Not really impressive unless his one day up and one day back. You can run 222 miles up to CS from Chattanooga to Danville Kentucky in 8 hours.
I love trains but this is very unimpressive. Charleston to Charlotte is about four hous max.i don’t understand how this service will get anyone off I-26 and I-77.
Is there a reason why they would go all the way to Spartenburg, rather then the more direct line from Colunbia to Charlotte?
I agree, 2 day service is not impressive. What is the actual time on the rails end-to-end?
If you understood intermodal and especially when it comes to ocean containers, this service could work out quite well. For starters it allows 20’ equivalent containers to be loaded at max Ocean capacity, which exceeds legal highway weights unless on a special chassis or flatbed(which require extra costs to use). They could also create a FTZ(Foreign Trade Zone) at Charlotte, which changes a lot things. Finally, cost, imagine the price difference between moving a 50 unit block of containers via the rail vs OTR, even for 200 odd miles?
To piggyback (no pun intended ;-)) on what Gerald McFarlane said, the only way this makes sense is as a volume play. If the customer can accept the timeframe, the cost to move a LOT of container by rail will be lower than by truck. If the market is large enough it can work.
A fifty car block is 200 TEUs. Realistically, with a mix of 20’ and 40’ containers, probably 150 road movements, shifted to rails.
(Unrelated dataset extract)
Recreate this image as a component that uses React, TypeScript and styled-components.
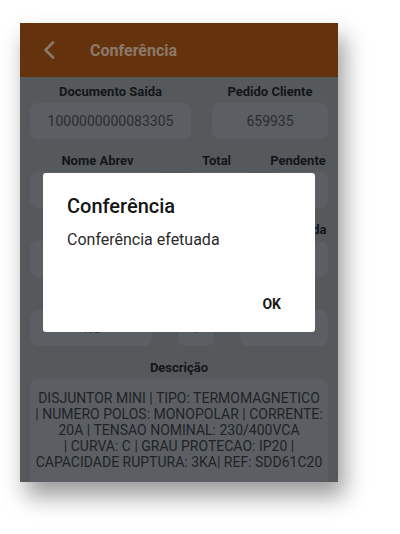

Every day.
I should qualify that as 50, double stack well cars, TOFC will reduce the number of TEUs.
Since the service uses existing trains, the only thing “new” seems to be NS’s willingness to switch cars from one train to another in Spartanburg (or Greer).
Mr. Newsome’s description of the “high speed intermodal network” between Charleston and Greer might make one wonder what he’s comparing the speed with. Horse-drawn wagons? Certainly not trucking. The speed limit on the railroad between Columbia and Spartanburg used to be 45 mph.